* **Request**
Give the listing again character for character, but drop the images.

* **Provided material**
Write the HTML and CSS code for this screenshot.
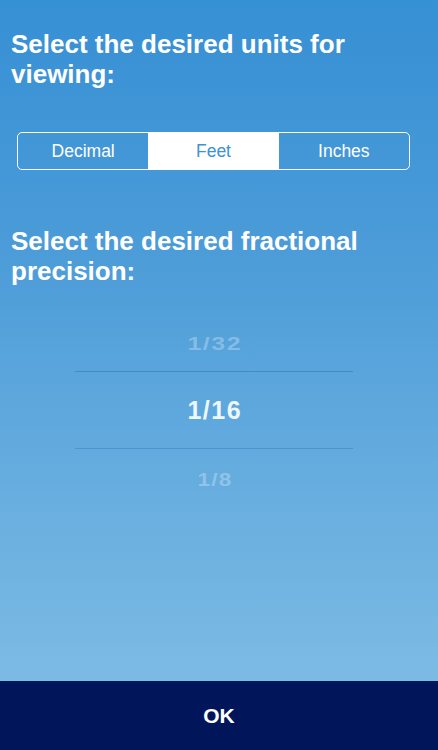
FILE: index.html
```html
<!DOCTYPE html>
<html>
<head>
<meta charset="utf-8">
<link rel="stylesheet" href="styles.css">
</head>
<body>
<div class="screen">
  <main class="content">
    <h1 class="title title-units">Select the desired units for viewing:</h1>
    <div class="segmented">
      <div class="seg">Decimal</div>
      <div class="seg seg-active">Feet</div>
      <div class="seg">Inches</div>
    </div>
    <h1 class="title title-precision">Select the desired fractional precision:</h1>
    <div class="picker">
      <div class="pick pick-top"><span>1/32</span></div>
      <div class="pick pick-center"><span>1/16</span></div>
      <div class="pick pick-bottom"><span>1/8</span></div>
    </div>
  </main>
  <footer class="ok-bar">OK</footer>
</div>
</body>
</html>
```
FILE: styles.css
```css
* { box-sizing: border-box; }
html, body { margin: 0; padding: 0; }
body {
  width: 438px;
  height: 750px;
  overflow: hidden;
  font-family: "Liberation Sans", Arial, sans-serif;
}
.screen {
  display: flex;
  flex-direction: column;
  height: 750px;
}
.content {
  flex: 1;
  display: flex;
  flex-direction: column;
  background: linear-gradient(180deg, #3690d4 0%, #4a9bd8 35%, #62aade 65%, #7cbbe4 100%);
}
.title {
  margin: 0;
  padding-left: 11px;
  padding-right: 60px;
  color: #ffffff;
  font-size: 26px;
  line-height: 30px;
  font-weight: bold;
}
.title-units { margin-top: 29px; }
.segmented {
  display: flex;
  margin: 43px 28px 0 17px;
  height: 38px;
  border: 1.5px solid #ffffff;
  border-radius: 5px;
  overflow: hidden;
}
.seg {
  flex: 1;
  display: flex;
  align-items: center;
  justify-content: center;
  color: #ffffff;
  font-size: 17.5px;
}
.seg-active {
  background: #ffffff;
  color: #3b93d5;
}
.title-precision { margin-top: 56px; }
.picker {
  margin: 29px 0 0 75px;
  width: 278px;
  display: flex;
  flex-direction: column;
}
.pick {
  display: flex;
  align-items: center;
  justify-content: center;
  color: #ffffff;
  font-size: 25px;
  letter-spacing: 1.5px;
}
.pick span { padding-left: 1.5px; }
.pick-top, .pick-bottom {
  height: 56px;
  color: rgba(255, 255, 255, 0.28);
}
.pick-top span, .pick-bottom span {
  display: inline-block;
  transform: scaleY(0.74);
  font-weight: bold;
}
.pick-bottom { padding-top: 4px; }
.pick-bottom span { transform: scale(0.9, 0.74); }
.pick-center {
  height: 78px;
  border-top: 1px solid #3f8fc6;
  border-bottom: 1px solid #4896cc;
  color: #eef7fd;
  font-weight: bold;
}
.ok-bar {
  height: 69px;
  flex: none;
  background: #00155a;
  color: #ffffff;
  display: flex;
  align-items: center;
  justify-content: center;
  font-size: 21px;
  font-weight: bold;
}
```
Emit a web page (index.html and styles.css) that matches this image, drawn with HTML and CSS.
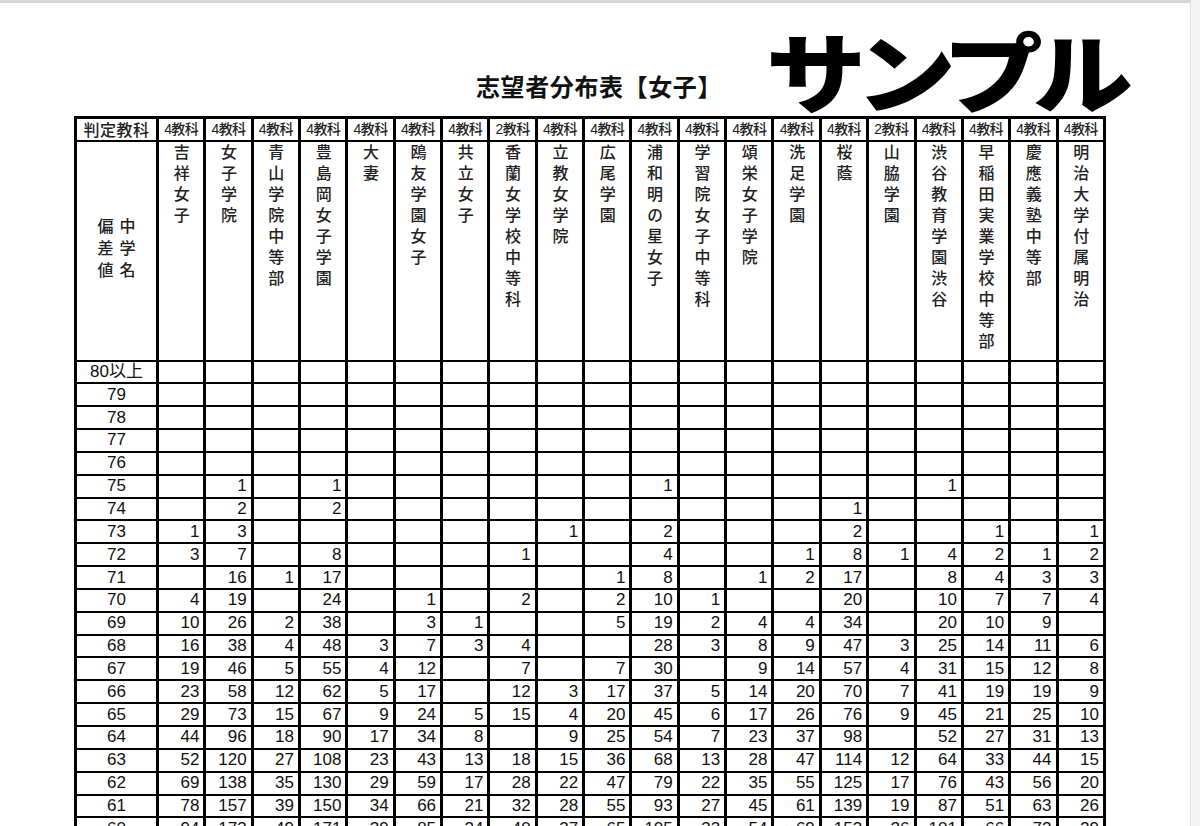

* **Problem solution**
Write the HTML and CSS code for this screenshot.
FILE: index.html
```html
<!DOCTYPE html>
<html>
<head>
<meta charset="utf-8">
<link rel="stylesheet" href="styles.css">
</head>
<body>
<div class="screen">
  <main class="content">
    <h1 class="title title-units">Select the desired units for viewing:</h1>
    <div class="segmented">
      <div class="seg">Decimal</div>
      <div class="seg seg-active">Feet</div>
      <div class="seg">Inches</div>
    </div>
    <h1 class="title title-precision">Select the desired fractional precision:</h1>
    <div class="picker">
      <div class="pick pick-top"><span>1/32</span></div>
      <div class="pick pick-center"><span>1/16</span></div>
      <div class="pick pick-bottom"><span>1/8</span></div>
    </div>
  </main>
  <footer class="ok-bar">OK</footer>
</div>
</body>
</html>
```
FILE: styles.css
```css
* { box-sizing: border-box; }
html, body { margin: 0; padding: 0; }
body {
  width: 438px;
  height: 750px;
  overflow: hidden;
  font-family: "Liberation Sans", Arial, sans-serif;
}
.screen {
  display: flex;
  flex-direction: column;
  height: 750px;
}
.content {
  flex: 1;
  display: flex;
  flex-direction: column;
  background: linear-gradient(180deg, #3690d4 0%, #4a9bd8 35%, #62aade 65%, #7cbbe4 100%);
}
.title {
  margin: 0;
  padding-left: 11px;
  padding-right: 60px;
  color: #ffffff;
  font-size: 26px;
  line-height: 30px;
  font-weight: bold;
}
.title-units { margin-top: 29px; }
.segmented {
  display: flex;
  margin: 43px 28px 0 17px;
  height: 38px;
  border: 1.5px solid #ffffff;
  border-radius: 5px;
  overflow: hidden;
}
.seg {
  flex: 1;
  display: flex;
  align-items: center;
  justify-content: center;
  color: #ffffff;
  font-size: 17.5px;
}
.seg-active {
  background: #ffffff;
  color: #3b93d5;
}
.title-precision { margin-top: 56px; }
.picker {
  margin: 29px 0 0 75px;
  width: 278px;
  display: flex;
  flex-direction: column;
}
.pick {
  display: flex;
  align-items: center;
  justify-content: center;
  color: #ffffff;
  font-size: 25px;
  letter-spacing: 1.5px;
}
.pick span { padding-left: 1.5px; }
.pick-top, .pick-bottom {
  height: 56px;
  color: rgba(255, 255, 255, 0.28);
}
.pick-top span, .pick-bottom span {
  display: inline-block;
  transform: scaleY(0.74);
  font-weight: bold;
}
.pick-bottom { padding-top: 4px; }
.pick-bottom span { transform: scale(0.9, 0.74); }
.pick-center {
  height: 78px;
  border-top: 1px solid #3f8fc6;
  border-bottom: 1px solid #4896cc;
  color: #eef7fd;
  font-weight: bold;
}
.ok-bar {
  height: 69px;
  flex: none;
  background: #00155a;
  color: #ffffff;
  display: flex;
  align-items: center;
  justify-content: center;
  font-size: 21px;
  font-weight: bold;
}
```
Emit a web page (index.html and styles.css) that matches this image, drawn with HTML and CSS.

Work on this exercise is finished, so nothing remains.